*Problem statement*.
Restate each line of the listing exactly, without carrying over any pictures.

*Collected data*.
· · · · ·

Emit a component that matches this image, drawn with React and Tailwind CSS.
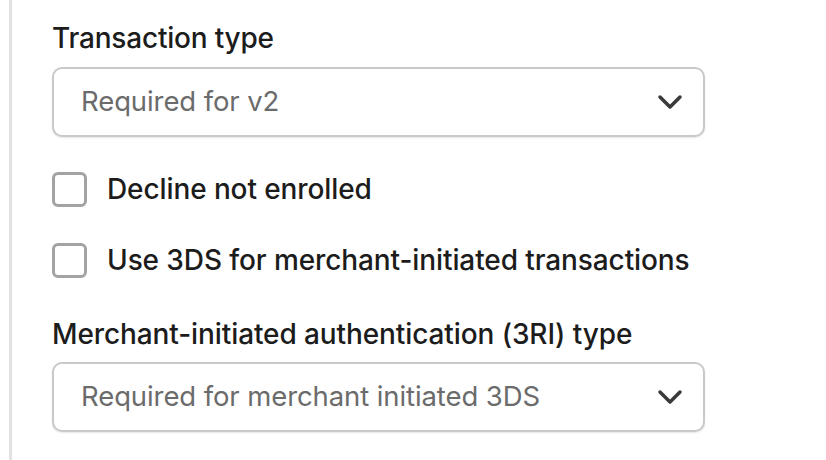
function Chevron() {
  return (
    <svg width="26" height="18" viewBox="0 0 26 18" fill="none" className="text-[#3a3a3a]">
      <polyline points="3,4 13,14 23,4" stroke="currentColor" strokeWidth="3.5" strokeLinecap="round" strokeLinejoin="round" />
    </svg>
  );
}

function SelectBox({ placeholder }) {
  return (
    <div className="flex h-[70px] w-[653px] items-center justify-between rounded-[10px] border-2 border-[#c9c9c9] bg-white pl-[27px] pr-[20px] shadow-[0_1px_2px_rgba(0,0,0,0.10)]">
      <span className="text-[27.5px] tracking-[-0.1px] text-[#6b6b6b]">{placeholder}</span>
      <Chevron />
    </div>
  );
}

function Checkbox({ label }) {
  return (
    <label className="flex h-[42px] items-center gap-[20px]">
      <span className="h-[35px] w-[35px] rounded-[6px] border-[3px] border-[#a3a3a3] bg-white" />
      <span className="text-[28px] font-medium tracking-[-0.1px] text-[#1c1c1c]">{label}</span>
    </label>
  );
}

export default function App() {
  return (
    <div
      className="h-[460px] w-[826px] bg-white"
      style={{ fontFamily: 'Inter, "Noto Sans", sans-serif' }}
    >
      <div className="ml-[9px] h-full border-l-[3px] border-[#e2e2e2] pl-[40px] pt-[18px]">
        <div className="text-[28px] font-medium leading-[40px] tracking-[-0.2px] text-[#1c1c1c]">Transaction type</div>
        <div className="mt-[9px]">
          <SelectBox placeholder="Required for v2" />
        </div>
        <div className="mt-[31px] flex flex-col gap-[29px]">
          <Checkbox label="Decline not enrolled" />
          <Checkbox label="Use 3DS for merchant-initiated transactions" />
        </div>
        <div className="mt-[33px] text-[28px] font-medium leading-[40px] tracking-[-0.1px] text-[#1c1c1c]">
          Merchant-initiated authentication (3RI) type
        </div>
        <div className="mt-[8px]">
          <SelectBox placeholder="Required for merchant initiated 3DS" />
        </div>
      </div>
    </div>
  );
}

· · · · ·

*Response to the task*.
Emit a component that matches this image, drawn with React and Tailwind CSS.
function Chevron() {
  return (
    <svg width="26" height="18" viewBox="0 0 26 18" fill="none" className="text-[#3a3a3a]">
      <polyline points="3,4 13,14 23,4" stroke="currentColor" strokeWidth="3.5" strokeLinecap="round" strokeLinejoin="round" />
    </svg>
  );
}

function SelectBox({ placeholder }) {
  return (
    <div className="flex h-[70px] w-[653px] items-center justify-between rounded-[10px] border-2 border-[#c9c9c9] bg-white pl-[27px] pr-[20px] shadow-[0_1px_2px_rgba(0,0,0,0.10)]">
      <span className="text-[27.5px] tracking-[-0.1px] text-[#6b6b6b]">{placeholder}</span>
      <Chevron />
    </div>
  );
}

function Checkbox({ label }) {
  return (
    <label className="flex h-[42px] items-center gap-[20px]">
      <span className="h-[35px] w-[35px] rounded-[6px] border-[3px] border-[#a3a3a3] bg-white" />
      <span className="text-[28px] font-medium tracking-[-0.1px] text-[#1c1c1c]">{label}</span>
    </label>
  );
}

export default function App() {
  return (
    <div
      className="h-[460px] w-[826px] bg-white"
      style={{ fontFamily: 'Inter, "Noto Sans", sans-serif' }}
    >
      <div className="ml-[9px] h-full border-l-[3px] border-[#e2e2e2] pl-[40px] pt-[18px]">
        <div className="text-[28px] font-medium leading-[40px] tracking-[-0.2px] text-[#1c1c1c]">Transaction type</div>
        <div className="mt-[9px]">
          <SelectBox placeholder="Required for v2" />
        </div>
        <div className="mt-[31px] flex flex-col gap-[29px]">
          <Checkbox label="Decline not enrolled" />
          <Checkbox label="Use 3DS for merchant-initiated transactions" />
        </div>
        <div className="mt-[33px] text-[28px] font-medium leading-[40px] tracking-[-0.1px] text-[#1c1c1c]">
          Merchant-initiated authentication (3RI) type
        </div>
        <div className="mt-[8px]">
          <SelectBox placeholder="Required for merchant initiated 3DS" />
        </div>
      </div>
    </div>
  );
}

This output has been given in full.